The candidates who memorize the most architectural patterns often fail the American Express TPM system design interview because they ignore the specific constraints of legacy financial infrastructure. In a Q4 hiring committee debrief for a Senior TPM role, we rejected a candidate with flawless cloud-native diagrams because they could not articulate how their design would migrate off a mainframe dependency without downtime. The problem is not your ability to draw boxes; it is your failure to signal judgment on risk, compliance, and incremental migration in a regulated environment.

TL;DR

American Express TPM system design interviews prioritize risk mitigation, legacy integration, and regulatory compliance over pure scalability or bleeding-edge technology choices. Candidates fail when they propose greenfield solutions that ignore the reality of migrating massive, decades-old transactional data stores. Success requires demonstrating a "bimodal" mindset that balances innovation with the absolute necessity of 99.999% availability in financial processing.

Who This Is For

This guide is exclusively for experienced Technical Program Managers targeting L6 or L7 equivalent roles at American Express who possess a background in fintech, banking, or large-scale enterprise migrations. It is not for generalist TPMs accustomed to rapid-iteration SaaS environments where "move fast and break things" is still a viable strategy. If your experience is limited to startups without compliance overhead or legacy debt, you must fundamentally reframe your approach to system design to survive this interview loop.

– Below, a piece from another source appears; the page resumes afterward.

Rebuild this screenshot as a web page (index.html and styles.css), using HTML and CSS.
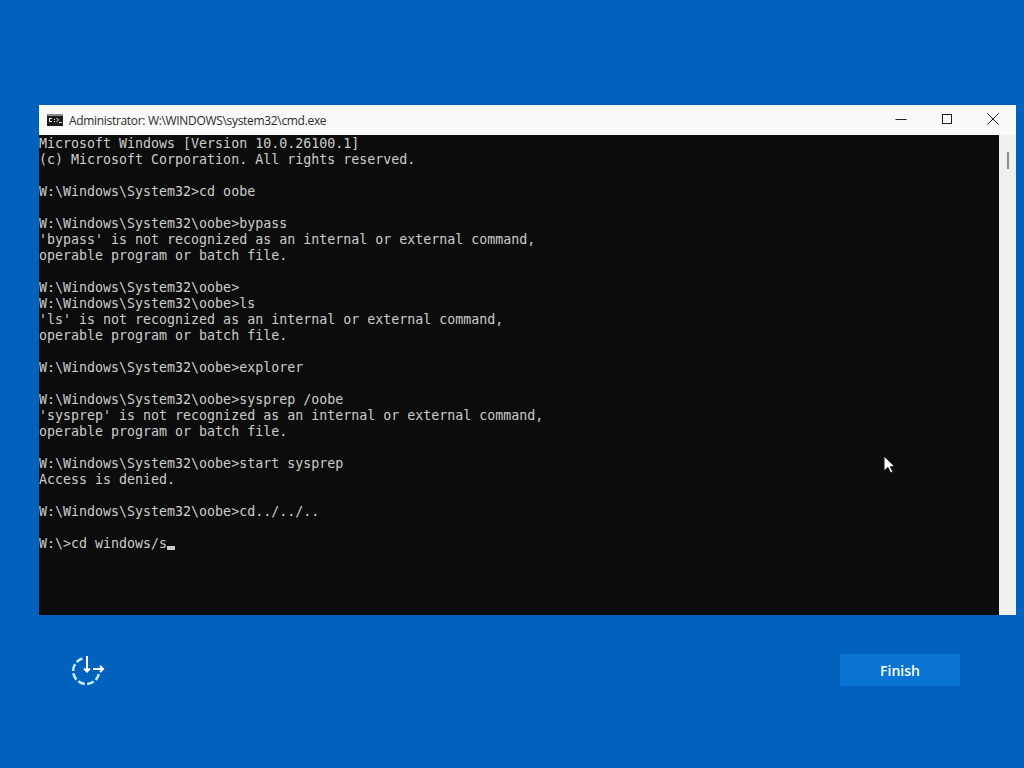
FILE: index.html
```html
<!DOCTYPE html>
<html lang="en">
<head>
<meta charset="utf-8">
<title>Administrator: W:\WINDOWS\system32\cmd.exe</title>
<link rel="stylesheet" href="styles.css">
</head>
<body>
<main class="page">
  <section class="window">
    <header class="titlebar">
      <svg class="app-icon" width="16" height="12" viewBox="0 0 16 12"><rect width="16" height="12" fill="#1c1c1c"/><rect x="0" y="0" width="16" height="2" fill="#8a8a8a"/><path d="M2 4h3v1H3v2h2v1H2zM7 5h1v1H7zM7 7h1v1H7zM9 4h1l1 1 1 1-2 2H9l2-2z" fill="#eee"/><rect x="12" y="8" width="3" height="1" fill="#ddd"/></svg>
      <span class="title">Administrator: W:\WINDOWS\system32\cmd.exe</span>
      <div class="controls">
        <span class="ctl"><svg width="12" height="12" viewBox="0 0 12 12"><path d="M0.5 6.500h11" stroke="#222" stroke-width="1"/></svg></span>
        <span class="ctl"><svg width="12" height="12" viewBox="0 0 12 12"><rect x="1.5" y="1.5" width="9" height="9" fill="none" stroke="#222" stroke-width="1"/></svg></span>
        <span class="ctl"><svg width="12" height="12" viewBox="0 0 12 12"><path d="M.4.4l11.200 11.200M11.600.4L.4 11.600" stroke="#222" stroke-width="1"/></svg></span>
      </div>
    </header>
    <div class="client">
      <pre class="console">Microsoft Windows [Version 10.0.26100.1]
(c) Microsoft Corporation. All rights reserved.

W:\Windows\System32&gt;cd oobe

W:\Windows\System32\oobe&gt;bypass
'bypass' is not recognized as an internal or external command,
operable program or batch file.

W:\Windows\System32\oobe&gt;
W:\Windows\System32\oobe&gt;ls
'ls' is not recognized as an internal or external command,
operable program or batch file.

W:\Windows\System32\oobe&gt;explorer

W:\Windows\System32\oobe&gt;sysprep /oobe
'sysprep' is not recognized as an internal or external command,
operable program or batch file.

W:\Windows\System32\oobe&gt;start sysprep
Access is denied.

W:\Windows\System32\oobe&gt;cd../../..

W:\&gt;cd windows/s<span class="caret"></span></pre>
      <div class="scrollbar"><span class="thumb"></span></div>
    </div>
  </section>
  <footer class="footer">
    <svg class="access" width="36" height="32" viewBox="0 0 36 32" fill="none" stroke="#fff">
      <path d="M12.500 4.500A13 13 0 1 0 28.800 20" stroke-dasharray="7 2.500" stroke="#c4ecff" stroke-width="2.600"/>
      <path d="M17 2v15.500M14 14.500l3 3 3-3" stroke-width="2"/>
      <path d="M23 15h10M30 12l3 3-3 3" stroke-width="2"/>
    </svg>
    <button class="finish" type="button">Finish</button>
  </footer>
</main>
<svg class="pointer" width="13" height="19" viewBox="0 0 13 19"><path d="M1 1v15l4-3.500 2.600 5.500 2.400-1-2.600-5.300H12z" fill="#fff" stroke="#111" stroke-width="1"/></svg>
</body>
</html>
```
FILE: styles.css
```css
html, body {
  margin: 0;
  height: 100%;
}
body {
  background: #0062bd;
  overflow: hidden;
  position: relative;
}
.page {
  display: flex;
  flex-direction: column;
  padding: 105px 8px 0 39px;
}
.window {
  display: flex;
  flex-direction: column;
  width: 977px;
  height: 510px;
  background: #f4f4f4;
}
.titlebar {
  display: flex;
  align-items: center;
  height: 30px;
  padding-left: 8px;
  flex: none;
  background: #f9f9f9;
}
.app-icon {
  flex: none;
}
.title {
  margin-left: 6px;
  font: 12px "Open Sans", "Liberation Sans", sans-serif;
  letter-spacing: -0.32px;
  color: #2c2c2c;
}
.controls {
  display: flex;
  margin-left: auto;
  margin-top: -2px;
}
.ctl {
  display: flex;
  align-items: center;
  justify-content: center;
  width: 46px;
  height: 30px;
}
.client {
  display: flex;
  flex: 1;
  min-height: 0;
}
.console {
  flex: 1;
  margin: 0;
  padding-top: 1px;
  background: #0c0c0c;
  color: #cccccc;
  font: 13.3px/16px "DejaVu Sans Mono", monospace;
  white-space: pre;
  overflow: hidden;
  border-bottom: 1px solid #000;
}
.caret {
  display: inline-block;
  width: 8px;
  height: 4px;
  background: #cccccc;
  vertical-align: -2px;
}
.scrollbar {
  display: flex;
  justify-content: center;
  width: 17px;
  flex: none;
  background: #f0f0f0;
}
.thumb {
  width: 2px;
  height: 17px;
  margin-top: 17px;
  background: #8c8c8c;
}
.footer {
  display: flex;
  align-items: center;
  justify-content: space-between;
  width: 890px;
  margin: 39px 0 0 31px;
  height: 32px;
}
.access {
  flex: none;
}
.finish {
  width: 120px;
  height: 32px;
  border: 0;
  padding: 0;
  background: #0a74d4;
  color: #ffffff;
  font: 600 14px "Open Sans", "Liberation Sans", sans-serif;
}
.pointer {
  position: absolute;
  left: 883px;
  top: 455px;
}
```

What specific system design constraints does American Express prioritize over scalability?

American Express prioritizes data consistency, auditability, and zero-downtime migration strategies over raw throughput or latency optimization in their TPM system design interviews. During a debrief for a cross-functional TPM role, the hiring manager cut off a candidate's explanation of Kubernetes auto-scaling to ask, "How do you guarantee ACID compliance when the ledger is split between a modern microservice and a DB2 mainframe?" The candidate failed because they treated the system as a net-new build rather than a complex evolution of existing financial rails.

The core judgment here is that Amex operates in a "brownfield" reality where the cost of failure is regulatory action or loss of trust, not just a bug report. In the debrief room, we do not look for the most innovative architecture; we look for the architecture that survives a audit by the Federal Reserve while processing peak holiday traffic. Your design must explicitly account for data sovereignty, PCI-DSS compliance, and the intricate dance of dual-writing data during migration phases.

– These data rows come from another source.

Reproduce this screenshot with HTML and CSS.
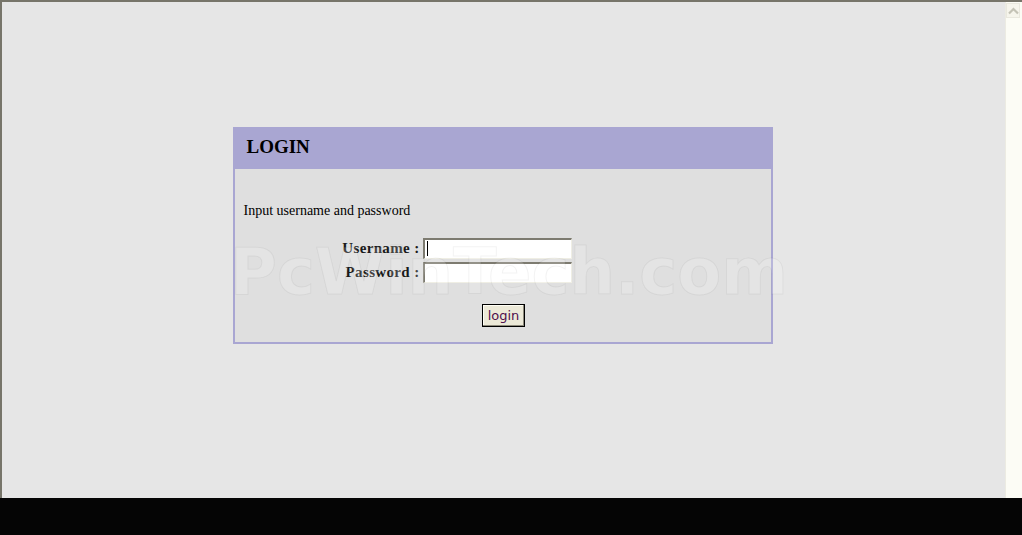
FILE: index.html
```html
<!DOCTYPE html>
<html>
<head>
<meta charset="utf-8">
<title>Login</title>
<link rel="stylesheet" href="styles.css">
</head>
<body>
<div class="screen">
  <div class="viewport">
    <div class="content">
      <div class="panel">
        <div class="panel-head"><h1 class="title">LOGIN</h1></div>
        <div class="panel-body">
          <p class="intro">Input username and password</p>
          <div class="form-grid">
            <label class="label" for="user">Username :</label>
            <input class="field field-focus" id="user" type="text">
            <label class="label" for="pass">Password :</label>
            <input class="field" id="pass" type="password">
          </div>
          <div class="actions"><button class="btn" type="button">login</button></div>
        </div>
      </div>
    </div>
    <div class="scrollbar">
      <div class="scroll-up">
        <svg width="11" height="8" viewBox="0 0 11 8"><path d="M1 6.5 L5.5 2 L10 6.5" fill="none" stroke="#c4c3b6" stroke-width="2.2"/></svg>
      </div>
    </div>
    <div class="watermark">PcWinTech.com</div>
  </div>
  <div class="taskbar"></div>
</div>
</body>
</html>
```

FILE: styles.css
```css
html, body {
  margin: 0;
  padding: 0;
}
body {
  width: 1022px;
  height: 535px;
  overflow: hidden;
  font-family: "Liberation Serif", "Times New Roman", serif;
}
.screen {
  display: flex;
  flex-direction: column;
  height: 535px;
}
.viewport {
  position: relative;
  height: 496px;
  display: flex;
  border-top: 2px solid #77756a;
  border-left: 2px solid #77756a;
  background: #e6e6e6;
}
.content {
  flex: 1;
  display: flex;
  justify-content: center;
  align-items: flex-start;
  padding-top: 125px;
  padding-right: 2px;
}
.scrollbar {
  width: 16px;
  background: #fcfcf5;
  border-left: 1px solid #ecebe2;
}
.scroll-up {
  width: 14px;
  height: 15px;
  margin: 1px 0 0 0;
  background: #f6f5ec;
  border: 1px solid #e9e8de;
  box-sizing: border-box;
  display: flex;
  align-items: center;
  justify-content: center;
}
.taskbar {
  flex: 1;
  background: #050505;
}
.panel {
  width: 540px;
  box-sizing: border-box;
  border: 2px solid #a9a6d2;
  background: #dfdfdf;
}
.panel-head {
  height: 40px;
  background: #a9a6d2;
  display: flex;
  align-items: center;
  padding-left: 12px;
}
.title {
  margin: 0;
  font-size: 19px;
  font-weight: bold;
  color: #000;
  padding-bottom: 4px;
}
.panel-body {
  padding: 34px 9px 15px 9px;
}
.intro {
  margin: 0;
  font-size: 14px;
  line-height: 16px;
  color: #000;
}
.form-grid {
  margin-top: 19px;
  display: grid;
  grid-template-columns: 175px 149px;
  column-gap: 4px;
  row-gap: 3px;
  align-items: center;
}
.label {
  text-align: right;
  font-size: 15px;
  font-weight: bold;
  letter-spacing: 0.35px;
  color: #1a1a1a;
  margin-right: -1px;
}
.field {
  width: 149px;
  height: 21px;
  box-sizing: border-box;
  margin: 0;
  padding: 0;
  border-style: solid;
  border-width: 2px 1px 1px 2px;
  border-color: #7d7b70 #efeee4 #efeee4 #7d7b70;
  background: #ffffff;
  outline: none;
}
.field-focus {
  background: linear-gradient(#000, #000) no-repeat 2px 1px / 1px 15px, #ffffff;
}
.actions {
  margin-top: 21px;
  padding-left: 2px;
  display: flex;
  justify-content: center;
}
.btn {
  width: 43px;
  height: 23px;
  box-sizing: border-box;
  margin: 0;
  padding: 0;
  background: #ece9d8;
  border: 1px solid #000;
  box-shadow: inset -1px -1px 0 #8d8a7c, inset 1px 1px 0 #fffef6;
  font-family: "DejaVu Sans", Verdana, sans-serif;
  font-size: 13px;
  color: #50104e;
}
.watermark {
  position: absolute;
  left: 228px;
  top: 238px;
  font-family: "DejaVu Sans", Verdana, sans-serif;
  font-weight: bold;
  font-size: 64px;
  line-height: 64px;
  white-space: nowrap;
  color: rgba(255, 255, 255, 0.18);
  -webkit-text-stroke: 1px rgba(0, 0, 0, 0.05);
  pointer-events: none;
}
```
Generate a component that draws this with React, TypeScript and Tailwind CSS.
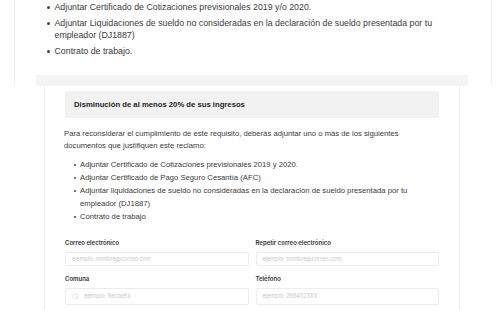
import { Search } from 'lucide-react';

const topItems = [
  'Adjuntar Certificado de Cotizaciones previsionales 2019 y/o 2020.',
  'Adjuntar Liquidaciones de sueldo no consideradas en la declaración de sueldo presentada por tu empleador (DJ1887)',
  'Contrato de trabajo.',
];

const innerItems = [
  'Adjuntar Certificado de Cotizaciones previsionales 2019 y 2020.',
  'Adjuntar Certificado de Pago Seguro Cesantía (AFC)',
  'Adjuntar liquidaciones de sueldo no consideradas en la declaración de sueldo presentada por tu empleador (DJ1887)',
  'Contrato de trabajo',
];

function Field({
  label,
  placeholder,
  tall,
  icon,
}: {
  label: string;
  placeholder: string;
  tall?: boolean;
  icon?: boolean;
}) {
  return (
    <div className="flex flex-col">
      <span className="font-['Inter',sans-serif] text-[6px] font-semibold leading-[10px] text-[#333]">
        {label}
      </span>
      <div
        className={`mt-[4px] flex items-center gap-[5px] rounded-[2px] border border-[#ececec] px-[6px] font-['Inter',sans-serif] text-[5.5px] text-[#c8c8c8] ${
          tall ? 'h-[17px]' : 'h-[14px]'
        }`}
      >
        {icon && <Search size={7} strokeWidth={1.6} className="text-[#c8c8c8]" />}
        <span>{placeholder}</span>
      </div>
    </div>
  );
}

export default function App() {
  return (
    <div className="h-[310px] w-[500px] overflow-hidden bg-white font-['Liberation_Sans',Arial,sans-serif] text-[#3a3a3a]">
      {/* card behind */}
      <div className="ml-[14px] h-[85px] w-[478px] border-x border-[#eeeeee] pt-[1px]">
        <ul className="flex flex-col gap-[4px] pl-[32px] pr-[40px] text-[8.8px] leading-[12px] text-[#3a3a3a]">
          {topItems.map((t) => (
            <li key={t} className="flex">
              <span className="mt-[5px] mr-[5px] h-[2.5px] w-[2.5px] shrink-0 rounded-full bg-[#444]" />
              <span>{t}</span>
            </li>
          ))}
        </ul>
      </div>

      <div className="relative -mt-[10px] ml-[36px] h-[11px] w-[432px] bg-[#f4f4f4]" />

      {/* front card */}
      <div className="ml-[44px] h-[240px] w-[416px] border-x border-[#efefef] pt-[5px]">
        <div className="mx-[20px] flex h-[27px] items-center bg-[#f2f2f2] pl-[9px] text-[7.7px] font-bold text-[#222]">
          Disminución de al menos 20% de sus ingresos
        </div>

        <p className="mt-[10px] w-[360px] pl-[19px] text-[7.7px] leading-[12px]">
          Para reconsiderar el cumplimiento de este requisito, deberás adjuntar uno o más de los siguientes
          documentos que justifiquen este reclamo:
        </p>

        <ul className="mt-[6px] pl-[29px] pr-[40px] text-[7.7px] leading-[13px]">
          {innerItems.map((t) => (
            <li key={t} className="flex">
              <span className="mt-[5.5px] mr-[4px] h-[2px] w-[2px] shrink-0 rounded-full bg-[#444]" />
              <span>{t}</span>
            </li>
          ))}
        </ul>

        <div className="mx-[20px] mt-[15px] grid grid-cols-2 gap-x-[7px]">
          <Field label="Correo electrónico" placeholder="ejemplo: nombre@correo.com" />
          <Field label="Repetir correo electrónico" placeholder="ejemplo: nombre@correo.com" />
        </div>
        <div className="mx-[20px] mt-[8px] grid grid-cols-2 gap-x-[7px]">
          <Field label="Comuna" placeholder="ejemplo: Recoleta" tall icon />
          <Field label="Teléfono" placeholder="ejemplo: 2664523XX" tall />
        </div>
      </div>
    </div>
  );
}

The constraint is not technical limitation, but organizational and regulatory gravity. You are not designing for a user base that tolerates eventual consistency; you are designing for a financial network where a penny of discrepancy triggers a cascade of reconciliations.

A strong candidate spends 40% of the interview discussing how they will handle failure modes, rollback strategies, and data integrity checks, leaving only 60% for the functional flow. If your design does not explicitly mention compensating transactions or saga patterns for distributed data consistency, you are signaling that you do not understand the domain.

How should I structure my response to handle legacy integration in the interview?

Structure your response by first mapping the "as-is" legacy state before proposing any "to-be" modernization, explicitly detailing the stranglehold pattern for migration. In a recent loop, a candidate drew a perfect event-driven architecture but lost the room when they suggested a "big bang" cutover for the rewards points engine. The hiring manager noted, "They have no concept of the risk exposure involved in switching 100 million accounts in a single weekend window."

Your opening move must be to define the boundaries of the legacy system and identify the specific interfaces that will remain static during the transition. Do not start with the target architecture; start with the migration strategy. Explain how you will build an anti-corruption layer to translate between modern APIs and legacy protocols like SOAP or proprietary mainframe calls. This demonstrates that you understand the operational reality of a company that has been processing transactions since the 1950s.

The judgment signal you need to send is that you value incremental progress with verified safety over theoretical perfection. Describe a phased rollout where you traffic-shadow traffic, sending copies of live requests to the new system to validate outputs against the legacy system without affecting the user. This approach shows you understand that in banking, correctness is the only metric that matters. If you cannot explain how to run two systems in parallel for six months without data drift, your design is incomplete.

What role does regulatory compliance play in the technical architecture discussion?

Regulatory compliance is not a checkbox in American Express interviews; it is a primary architectural driver that dictates data storage, access patterns, and encryption standards. I recall a candidate who designed a brilliant real-time fraud detection system using a public cloud NoSQL database, only to be stopped cold by the question, "Where does the PII reside, and how do you satisfy data residency laws for EU customers?" The design was technically sound but legally fatal, resulting in an immediate "No Hire."

You must treat compliance requirements such as GDPR, CCPA, and PCI-DSS as hard constraints that shape your database selection, network topology, and logging mechanisms. Your design should explicitly call out encryption at rest and in transit, key management strategies, and the immutability of audit logs. In the debrief, we evaluate whether the candidate views compliance as a burden or as a foundational element of the system's trust model.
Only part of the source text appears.